What is expected -> Set down exactly, please, each line from the one containing "Convert this screenshot" through the one containing "const TABS = ['СОЗДАТЬ", both lines included, and no other line.

═══ Supplied material

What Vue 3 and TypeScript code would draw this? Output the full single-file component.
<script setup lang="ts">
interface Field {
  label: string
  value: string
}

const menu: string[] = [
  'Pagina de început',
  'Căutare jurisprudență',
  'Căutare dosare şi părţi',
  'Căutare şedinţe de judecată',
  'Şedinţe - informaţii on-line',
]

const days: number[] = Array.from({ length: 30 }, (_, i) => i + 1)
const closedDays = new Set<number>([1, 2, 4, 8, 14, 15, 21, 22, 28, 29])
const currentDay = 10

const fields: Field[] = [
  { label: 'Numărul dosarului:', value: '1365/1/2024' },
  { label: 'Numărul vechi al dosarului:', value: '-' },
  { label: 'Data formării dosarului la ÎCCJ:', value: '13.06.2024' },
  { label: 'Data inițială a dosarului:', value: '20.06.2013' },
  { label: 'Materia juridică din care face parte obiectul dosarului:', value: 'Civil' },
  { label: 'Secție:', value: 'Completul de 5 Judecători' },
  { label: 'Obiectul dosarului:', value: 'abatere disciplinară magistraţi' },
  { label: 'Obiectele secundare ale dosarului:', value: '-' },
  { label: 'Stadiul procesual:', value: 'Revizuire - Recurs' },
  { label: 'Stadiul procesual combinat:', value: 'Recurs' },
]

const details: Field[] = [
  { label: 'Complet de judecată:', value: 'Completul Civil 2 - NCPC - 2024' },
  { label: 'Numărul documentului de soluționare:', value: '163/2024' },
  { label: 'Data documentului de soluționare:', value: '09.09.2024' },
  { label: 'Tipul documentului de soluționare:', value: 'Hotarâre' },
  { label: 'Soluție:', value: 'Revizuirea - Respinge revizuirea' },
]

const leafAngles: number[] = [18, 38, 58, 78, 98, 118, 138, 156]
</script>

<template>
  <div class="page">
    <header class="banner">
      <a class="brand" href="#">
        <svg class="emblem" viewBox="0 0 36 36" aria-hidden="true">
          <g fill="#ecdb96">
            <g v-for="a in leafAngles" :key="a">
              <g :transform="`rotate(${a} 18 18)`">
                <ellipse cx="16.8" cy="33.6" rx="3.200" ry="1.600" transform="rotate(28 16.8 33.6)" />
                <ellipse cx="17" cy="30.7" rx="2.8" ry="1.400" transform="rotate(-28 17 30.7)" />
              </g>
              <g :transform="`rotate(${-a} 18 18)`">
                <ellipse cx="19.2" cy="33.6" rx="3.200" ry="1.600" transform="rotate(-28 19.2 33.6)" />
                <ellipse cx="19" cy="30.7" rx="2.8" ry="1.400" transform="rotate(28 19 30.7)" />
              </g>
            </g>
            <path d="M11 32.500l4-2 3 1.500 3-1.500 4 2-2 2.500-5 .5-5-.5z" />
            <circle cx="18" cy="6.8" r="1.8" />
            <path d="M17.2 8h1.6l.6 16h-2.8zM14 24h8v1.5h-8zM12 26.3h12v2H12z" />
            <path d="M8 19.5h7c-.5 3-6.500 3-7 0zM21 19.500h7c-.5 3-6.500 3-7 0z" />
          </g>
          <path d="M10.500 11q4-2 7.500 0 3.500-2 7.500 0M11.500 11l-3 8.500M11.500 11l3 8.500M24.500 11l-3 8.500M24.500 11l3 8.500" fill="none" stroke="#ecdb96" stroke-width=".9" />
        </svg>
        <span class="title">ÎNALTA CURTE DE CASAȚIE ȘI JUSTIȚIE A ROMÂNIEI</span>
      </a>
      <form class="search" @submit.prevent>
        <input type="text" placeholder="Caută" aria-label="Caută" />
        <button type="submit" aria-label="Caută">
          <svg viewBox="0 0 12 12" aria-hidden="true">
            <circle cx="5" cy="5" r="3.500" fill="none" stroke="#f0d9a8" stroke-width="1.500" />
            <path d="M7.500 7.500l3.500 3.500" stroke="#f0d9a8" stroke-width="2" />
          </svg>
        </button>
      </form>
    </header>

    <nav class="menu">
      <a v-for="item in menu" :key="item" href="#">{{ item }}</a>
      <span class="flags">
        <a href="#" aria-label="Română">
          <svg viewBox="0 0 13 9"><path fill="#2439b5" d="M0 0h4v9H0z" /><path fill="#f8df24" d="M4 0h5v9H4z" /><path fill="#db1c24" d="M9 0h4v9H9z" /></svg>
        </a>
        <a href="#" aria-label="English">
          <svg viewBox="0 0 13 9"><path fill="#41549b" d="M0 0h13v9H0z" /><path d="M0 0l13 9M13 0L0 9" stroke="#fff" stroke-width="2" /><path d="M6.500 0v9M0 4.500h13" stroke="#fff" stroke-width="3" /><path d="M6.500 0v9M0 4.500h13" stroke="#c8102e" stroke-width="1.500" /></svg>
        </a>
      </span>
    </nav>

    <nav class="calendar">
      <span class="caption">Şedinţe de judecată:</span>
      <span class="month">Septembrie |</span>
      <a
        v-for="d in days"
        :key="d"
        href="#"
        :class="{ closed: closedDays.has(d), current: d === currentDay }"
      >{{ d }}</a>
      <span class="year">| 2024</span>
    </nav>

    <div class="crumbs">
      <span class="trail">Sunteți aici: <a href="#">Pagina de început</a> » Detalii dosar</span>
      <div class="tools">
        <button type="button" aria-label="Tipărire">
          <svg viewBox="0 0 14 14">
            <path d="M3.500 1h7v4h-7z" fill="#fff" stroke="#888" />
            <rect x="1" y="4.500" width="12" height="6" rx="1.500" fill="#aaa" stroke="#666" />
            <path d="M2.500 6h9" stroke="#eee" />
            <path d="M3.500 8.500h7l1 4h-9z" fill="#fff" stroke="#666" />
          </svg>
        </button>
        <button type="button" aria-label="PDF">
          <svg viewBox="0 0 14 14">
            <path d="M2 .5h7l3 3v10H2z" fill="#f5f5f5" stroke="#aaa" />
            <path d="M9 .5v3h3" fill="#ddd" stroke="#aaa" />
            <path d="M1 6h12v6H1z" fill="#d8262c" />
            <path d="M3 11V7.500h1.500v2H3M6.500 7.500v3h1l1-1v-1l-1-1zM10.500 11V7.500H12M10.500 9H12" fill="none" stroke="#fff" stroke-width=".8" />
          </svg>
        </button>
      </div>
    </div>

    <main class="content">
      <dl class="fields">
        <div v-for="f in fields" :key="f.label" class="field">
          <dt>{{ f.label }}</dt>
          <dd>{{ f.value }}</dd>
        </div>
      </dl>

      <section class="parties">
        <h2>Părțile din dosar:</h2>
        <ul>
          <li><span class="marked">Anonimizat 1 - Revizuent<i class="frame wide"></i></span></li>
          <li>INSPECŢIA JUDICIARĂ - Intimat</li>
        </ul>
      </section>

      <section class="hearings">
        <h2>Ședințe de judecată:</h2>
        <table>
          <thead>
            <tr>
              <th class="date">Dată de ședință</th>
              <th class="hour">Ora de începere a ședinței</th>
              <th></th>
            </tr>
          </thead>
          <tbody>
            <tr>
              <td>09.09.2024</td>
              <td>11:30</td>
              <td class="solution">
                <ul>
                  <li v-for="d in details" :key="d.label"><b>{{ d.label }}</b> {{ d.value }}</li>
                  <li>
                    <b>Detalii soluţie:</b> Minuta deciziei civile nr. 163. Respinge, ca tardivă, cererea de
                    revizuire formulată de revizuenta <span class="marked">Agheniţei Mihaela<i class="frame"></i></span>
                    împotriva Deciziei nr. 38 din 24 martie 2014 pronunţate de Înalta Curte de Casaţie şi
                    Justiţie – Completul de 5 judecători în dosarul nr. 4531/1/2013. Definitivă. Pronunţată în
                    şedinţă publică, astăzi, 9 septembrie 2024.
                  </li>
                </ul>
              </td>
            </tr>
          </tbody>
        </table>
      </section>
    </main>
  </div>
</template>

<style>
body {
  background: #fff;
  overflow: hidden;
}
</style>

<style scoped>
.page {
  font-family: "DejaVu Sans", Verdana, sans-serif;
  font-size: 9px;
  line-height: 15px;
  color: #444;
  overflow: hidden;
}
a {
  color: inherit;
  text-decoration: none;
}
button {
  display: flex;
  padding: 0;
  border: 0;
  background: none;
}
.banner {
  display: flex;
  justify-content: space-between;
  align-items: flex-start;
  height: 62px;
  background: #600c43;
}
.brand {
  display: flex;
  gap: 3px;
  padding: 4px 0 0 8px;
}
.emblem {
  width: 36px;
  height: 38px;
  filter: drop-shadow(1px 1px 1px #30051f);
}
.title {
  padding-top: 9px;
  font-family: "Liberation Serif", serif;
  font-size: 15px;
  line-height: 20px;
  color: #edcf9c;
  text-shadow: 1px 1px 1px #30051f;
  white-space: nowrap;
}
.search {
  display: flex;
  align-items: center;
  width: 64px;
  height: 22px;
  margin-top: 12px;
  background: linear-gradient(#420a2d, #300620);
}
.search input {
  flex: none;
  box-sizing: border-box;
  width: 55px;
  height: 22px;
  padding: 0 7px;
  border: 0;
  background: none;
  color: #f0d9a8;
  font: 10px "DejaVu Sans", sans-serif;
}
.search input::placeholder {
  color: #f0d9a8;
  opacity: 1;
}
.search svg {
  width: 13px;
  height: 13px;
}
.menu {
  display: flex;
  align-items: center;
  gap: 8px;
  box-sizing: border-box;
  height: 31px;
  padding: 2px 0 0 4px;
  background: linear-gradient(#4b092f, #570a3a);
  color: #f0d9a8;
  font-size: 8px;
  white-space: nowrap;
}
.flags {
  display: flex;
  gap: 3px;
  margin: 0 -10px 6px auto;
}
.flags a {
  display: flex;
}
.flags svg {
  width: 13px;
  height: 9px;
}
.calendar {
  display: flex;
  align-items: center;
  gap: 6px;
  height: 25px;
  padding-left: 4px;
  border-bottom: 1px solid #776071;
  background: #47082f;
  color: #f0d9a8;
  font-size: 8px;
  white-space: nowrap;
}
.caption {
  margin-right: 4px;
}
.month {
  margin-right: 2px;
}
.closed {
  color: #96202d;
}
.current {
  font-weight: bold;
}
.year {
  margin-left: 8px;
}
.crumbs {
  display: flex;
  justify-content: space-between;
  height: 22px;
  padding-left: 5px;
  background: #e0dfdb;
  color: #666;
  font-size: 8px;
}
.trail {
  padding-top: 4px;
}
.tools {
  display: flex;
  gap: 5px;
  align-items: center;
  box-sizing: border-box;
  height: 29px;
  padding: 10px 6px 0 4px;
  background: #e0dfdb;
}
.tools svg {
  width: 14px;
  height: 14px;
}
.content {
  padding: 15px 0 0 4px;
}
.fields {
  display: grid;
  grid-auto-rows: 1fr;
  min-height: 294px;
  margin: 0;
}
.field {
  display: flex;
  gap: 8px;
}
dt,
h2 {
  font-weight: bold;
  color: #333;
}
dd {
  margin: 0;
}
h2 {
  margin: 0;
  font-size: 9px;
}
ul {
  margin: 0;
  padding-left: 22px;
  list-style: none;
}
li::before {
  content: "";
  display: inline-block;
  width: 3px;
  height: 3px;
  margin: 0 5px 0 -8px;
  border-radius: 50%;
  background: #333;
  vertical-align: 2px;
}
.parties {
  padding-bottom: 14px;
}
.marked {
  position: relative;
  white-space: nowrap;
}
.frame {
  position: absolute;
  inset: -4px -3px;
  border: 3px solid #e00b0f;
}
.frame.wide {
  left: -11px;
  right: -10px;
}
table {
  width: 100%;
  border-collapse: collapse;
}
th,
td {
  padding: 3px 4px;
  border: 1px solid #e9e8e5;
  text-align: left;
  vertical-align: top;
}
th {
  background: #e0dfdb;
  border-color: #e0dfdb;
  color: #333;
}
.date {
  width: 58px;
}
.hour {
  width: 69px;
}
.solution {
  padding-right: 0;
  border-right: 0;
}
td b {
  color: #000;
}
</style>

══════
═══ Supplied material

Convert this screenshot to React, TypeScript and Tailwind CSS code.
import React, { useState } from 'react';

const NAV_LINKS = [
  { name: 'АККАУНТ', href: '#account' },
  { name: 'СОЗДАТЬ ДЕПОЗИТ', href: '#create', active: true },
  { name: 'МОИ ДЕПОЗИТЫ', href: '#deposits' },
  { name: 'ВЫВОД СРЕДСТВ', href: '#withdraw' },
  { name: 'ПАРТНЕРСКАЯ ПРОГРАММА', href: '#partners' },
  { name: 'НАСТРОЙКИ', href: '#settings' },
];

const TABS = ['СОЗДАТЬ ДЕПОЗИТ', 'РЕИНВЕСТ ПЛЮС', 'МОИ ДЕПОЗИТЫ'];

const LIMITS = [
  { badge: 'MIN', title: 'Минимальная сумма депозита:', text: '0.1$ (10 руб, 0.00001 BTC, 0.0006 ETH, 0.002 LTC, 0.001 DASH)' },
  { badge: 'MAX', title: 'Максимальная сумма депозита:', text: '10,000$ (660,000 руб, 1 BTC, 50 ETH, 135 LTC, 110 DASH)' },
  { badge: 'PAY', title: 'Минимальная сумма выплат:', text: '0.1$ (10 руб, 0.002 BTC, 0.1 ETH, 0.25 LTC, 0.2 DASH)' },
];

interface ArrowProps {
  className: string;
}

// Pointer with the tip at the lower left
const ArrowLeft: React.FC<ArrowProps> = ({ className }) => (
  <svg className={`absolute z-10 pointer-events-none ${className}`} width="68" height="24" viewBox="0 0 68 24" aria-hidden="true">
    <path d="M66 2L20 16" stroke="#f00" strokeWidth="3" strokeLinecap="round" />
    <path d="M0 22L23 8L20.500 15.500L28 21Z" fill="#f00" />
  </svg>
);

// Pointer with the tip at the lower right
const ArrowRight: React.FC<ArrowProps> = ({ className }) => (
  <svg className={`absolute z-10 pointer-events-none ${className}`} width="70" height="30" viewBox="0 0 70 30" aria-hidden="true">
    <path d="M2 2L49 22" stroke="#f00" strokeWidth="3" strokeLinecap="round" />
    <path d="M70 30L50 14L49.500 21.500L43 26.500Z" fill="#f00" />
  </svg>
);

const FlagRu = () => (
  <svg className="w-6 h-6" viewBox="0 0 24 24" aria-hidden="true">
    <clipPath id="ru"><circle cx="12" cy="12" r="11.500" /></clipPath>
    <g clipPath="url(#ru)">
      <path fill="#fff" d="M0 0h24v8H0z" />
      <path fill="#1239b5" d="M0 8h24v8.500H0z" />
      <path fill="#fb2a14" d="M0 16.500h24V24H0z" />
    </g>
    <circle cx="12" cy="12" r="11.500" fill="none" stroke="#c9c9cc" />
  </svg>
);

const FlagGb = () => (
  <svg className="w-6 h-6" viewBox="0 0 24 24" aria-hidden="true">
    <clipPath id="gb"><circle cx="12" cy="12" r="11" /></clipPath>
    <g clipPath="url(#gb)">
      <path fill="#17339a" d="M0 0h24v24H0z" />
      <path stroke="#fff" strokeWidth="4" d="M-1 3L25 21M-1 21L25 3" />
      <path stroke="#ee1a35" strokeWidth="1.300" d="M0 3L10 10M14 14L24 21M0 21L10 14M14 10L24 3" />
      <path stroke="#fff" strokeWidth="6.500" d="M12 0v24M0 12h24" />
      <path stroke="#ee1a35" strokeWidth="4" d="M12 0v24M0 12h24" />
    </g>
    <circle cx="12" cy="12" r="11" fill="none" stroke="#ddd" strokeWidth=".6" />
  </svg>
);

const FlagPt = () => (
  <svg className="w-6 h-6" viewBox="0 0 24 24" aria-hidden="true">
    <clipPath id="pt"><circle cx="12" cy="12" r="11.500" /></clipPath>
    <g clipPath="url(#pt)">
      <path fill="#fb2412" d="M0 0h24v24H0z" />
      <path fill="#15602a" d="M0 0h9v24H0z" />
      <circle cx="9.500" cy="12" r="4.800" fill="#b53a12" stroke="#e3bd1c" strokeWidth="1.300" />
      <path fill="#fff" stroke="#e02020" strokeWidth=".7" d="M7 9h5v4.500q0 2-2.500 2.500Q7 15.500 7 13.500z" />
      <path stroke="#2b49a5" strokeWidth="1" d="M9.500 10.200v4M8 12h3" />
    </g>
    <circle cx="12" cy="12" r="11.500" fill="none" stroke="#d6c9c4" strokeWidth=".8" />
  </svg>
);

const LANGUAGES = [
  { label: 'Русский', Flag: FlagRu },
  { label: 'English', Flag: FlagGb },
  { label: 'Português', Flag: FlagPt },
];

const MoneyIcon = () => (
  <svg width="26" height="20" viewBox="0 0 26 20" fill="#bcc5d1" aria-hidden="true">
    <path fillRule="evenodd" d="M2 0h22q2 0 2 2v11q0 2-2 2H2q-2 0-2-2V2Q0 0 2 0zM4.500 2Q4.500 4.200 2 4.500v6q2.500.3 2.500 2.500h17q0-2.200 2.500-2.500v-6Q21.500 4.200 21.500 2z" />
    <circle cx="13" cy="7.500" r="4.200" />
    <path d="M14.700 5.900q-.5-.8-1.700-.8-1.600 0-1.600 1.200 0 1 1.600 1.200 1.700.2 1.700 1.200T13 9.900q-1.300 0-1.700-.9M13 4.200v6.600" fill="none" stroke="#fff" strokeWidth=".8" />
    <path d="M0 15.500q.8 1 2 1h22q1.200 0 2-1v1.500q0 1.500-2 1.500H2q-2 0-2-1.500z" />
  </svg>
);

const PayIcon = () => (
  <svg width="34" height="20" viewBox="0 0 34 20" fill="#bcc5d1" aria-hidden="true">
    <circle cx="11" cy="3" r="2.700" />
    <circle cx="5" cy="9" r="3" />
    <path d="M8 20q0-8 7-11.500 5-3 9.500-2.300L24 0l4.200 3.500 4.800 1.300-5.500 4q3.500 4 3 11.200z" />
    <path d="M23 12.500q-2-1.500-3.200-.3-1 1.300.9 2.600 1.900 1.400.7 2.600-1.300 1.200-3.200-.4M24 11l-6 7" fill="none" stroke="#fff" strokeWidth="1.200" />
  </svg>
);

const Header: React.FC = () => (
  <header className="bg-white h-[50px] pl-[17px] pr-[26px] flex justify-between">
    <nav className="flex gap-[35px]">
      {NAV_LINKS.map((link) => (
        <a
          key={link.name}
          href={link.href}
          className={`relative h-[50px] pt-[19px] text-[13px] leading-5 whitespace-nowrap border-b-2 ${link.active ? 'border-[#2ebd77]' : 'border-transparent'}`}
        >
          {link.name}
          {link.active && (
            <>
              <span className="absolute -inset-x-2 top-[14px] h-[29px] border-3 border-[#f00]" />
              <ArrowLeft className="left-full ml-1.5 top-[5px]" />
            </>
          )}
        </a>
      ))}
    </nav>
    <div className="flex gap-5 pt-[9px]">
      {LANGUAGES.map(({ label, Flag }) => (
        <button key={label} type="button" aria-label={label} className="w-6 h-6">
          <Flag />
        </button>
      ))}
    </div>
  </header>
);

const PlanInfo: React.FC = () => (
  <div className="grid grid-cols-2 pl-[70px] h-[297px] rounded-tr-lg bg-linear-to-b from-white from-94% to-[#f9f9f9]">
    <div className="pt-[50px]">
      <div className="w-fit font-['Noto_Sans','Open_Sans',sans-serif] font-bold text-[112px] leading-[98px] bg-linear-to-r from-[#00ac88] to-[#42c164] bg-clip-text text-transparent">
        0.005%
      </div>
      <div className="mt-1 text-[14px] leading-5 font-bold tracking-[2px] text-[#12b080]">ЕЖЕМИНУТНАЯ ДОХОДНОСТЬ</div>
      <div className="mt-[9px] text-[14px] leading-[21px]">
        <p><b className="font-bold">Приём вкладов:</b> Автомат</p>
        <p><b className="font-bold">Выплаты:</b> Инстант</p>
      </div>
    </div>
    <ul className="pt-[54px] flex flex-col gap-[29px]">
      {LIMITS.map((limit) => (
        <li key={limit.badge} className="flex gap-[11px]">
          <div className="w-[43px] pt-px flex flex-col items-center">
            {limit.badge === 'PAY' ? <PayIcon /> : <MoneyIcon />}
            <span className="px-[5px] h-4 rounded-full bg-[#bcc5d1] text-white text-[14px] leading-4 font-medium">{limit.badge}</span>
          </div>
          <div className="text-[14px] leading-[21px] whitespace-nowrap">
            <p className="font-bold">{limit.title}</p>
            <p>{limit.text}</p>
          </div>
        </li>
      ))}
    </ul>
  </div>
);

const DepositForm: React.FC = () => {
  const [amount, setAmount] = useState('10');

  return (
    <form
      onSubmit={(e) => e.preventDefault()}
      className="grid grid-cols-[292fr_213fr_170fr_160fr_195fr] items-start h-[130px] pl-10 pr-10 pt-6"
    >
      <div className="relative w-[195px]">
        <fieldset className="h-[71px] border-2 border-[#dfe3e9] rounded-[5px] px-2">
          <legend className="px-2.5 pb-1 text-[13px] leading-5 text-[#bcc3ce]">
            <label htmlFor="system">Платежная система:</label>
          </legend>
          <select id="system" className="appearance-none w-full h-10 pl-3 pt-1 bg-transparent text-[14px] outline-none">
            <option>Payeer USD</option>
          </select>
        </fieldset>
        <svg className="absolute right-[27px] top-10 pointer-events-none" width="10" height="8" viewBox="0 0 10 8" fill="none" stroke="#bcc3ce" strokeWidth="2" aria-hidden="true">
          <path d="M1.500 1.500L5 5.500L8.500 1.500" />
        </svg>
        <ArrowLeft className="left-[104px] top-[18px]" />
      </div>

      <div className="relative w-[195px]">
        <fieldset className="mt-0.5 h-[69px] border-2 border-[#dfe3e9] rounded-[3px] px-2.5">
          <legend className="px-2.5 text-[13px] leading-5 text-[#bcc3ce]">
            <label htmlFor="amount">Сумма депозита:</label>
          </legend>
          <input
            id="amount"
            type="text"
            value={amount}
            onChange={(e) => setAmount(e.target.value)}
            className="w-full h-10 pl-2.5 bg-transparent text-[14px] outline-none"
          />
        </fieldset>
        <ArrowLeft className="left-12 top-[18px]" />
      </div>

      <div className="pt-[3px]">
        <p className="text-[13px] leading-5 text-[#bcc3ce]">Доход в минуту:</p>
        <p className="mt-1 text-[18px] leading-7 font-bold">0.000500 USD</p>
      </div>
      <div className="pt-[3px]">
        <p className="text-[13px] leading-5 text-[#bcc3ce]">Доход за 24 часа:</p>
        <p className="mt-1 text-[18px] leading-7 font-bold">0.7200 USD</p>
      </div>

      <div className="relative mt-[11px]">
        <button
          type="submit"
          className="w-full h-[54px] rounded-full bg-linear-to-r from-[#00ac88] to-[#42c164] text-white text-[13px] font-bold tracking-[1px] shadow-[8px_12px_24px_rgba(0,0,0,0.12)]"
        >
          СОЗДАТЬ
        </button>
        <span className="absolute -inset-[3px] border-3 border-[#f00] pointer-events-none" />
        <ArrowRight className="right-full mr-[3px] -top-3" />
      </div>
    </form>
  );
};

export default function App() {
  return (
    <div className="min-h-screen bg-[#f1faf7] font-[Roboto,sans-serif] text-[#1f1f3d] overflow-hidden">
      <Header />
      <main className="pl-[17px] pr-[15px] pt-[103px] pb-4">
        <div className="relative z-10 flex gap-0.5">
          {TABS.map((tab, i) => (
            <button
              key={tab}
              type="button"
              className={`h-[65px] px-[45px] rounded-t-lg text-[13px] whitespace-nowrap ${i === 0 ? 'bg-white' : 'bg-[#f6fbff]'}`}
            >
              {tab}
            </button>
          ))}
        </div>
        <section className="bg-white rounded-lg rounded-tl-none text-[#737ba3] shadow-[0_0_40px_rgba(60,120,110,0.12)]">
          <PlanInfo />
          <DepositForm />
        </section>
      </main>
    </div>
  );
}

══════

Final result ->
Convert this screenshot to React, TypeScript and Tailwind CSS code.
import React, { useState } from 'react';

const NAV_LINKS = [
  { name: 'АККАУНТ', href: '#account' },
  { name: 'СОЗДАТЬ ДЕПОЗИТ', href: '#create', active: true },
  { name: 'МОИ ДЕПОЗИТЫ', href: '#deposits' },
  { name: 'ВЫВОД СРЕДСТВ', href: '#withdraw' },
  { name: 'ПАРТНЕРСКАЯ ПРОГРАММА', href: '#partners' },
  { name: 'НАСТРОЙКИ', href: '#settings' },
];

const TABS = ['СОЗДАТЬ ДЕПОЗИТ', 'РЕИНВЕСТ ПЛЮС', 'МОИ ДЕПОЗИТЫ'];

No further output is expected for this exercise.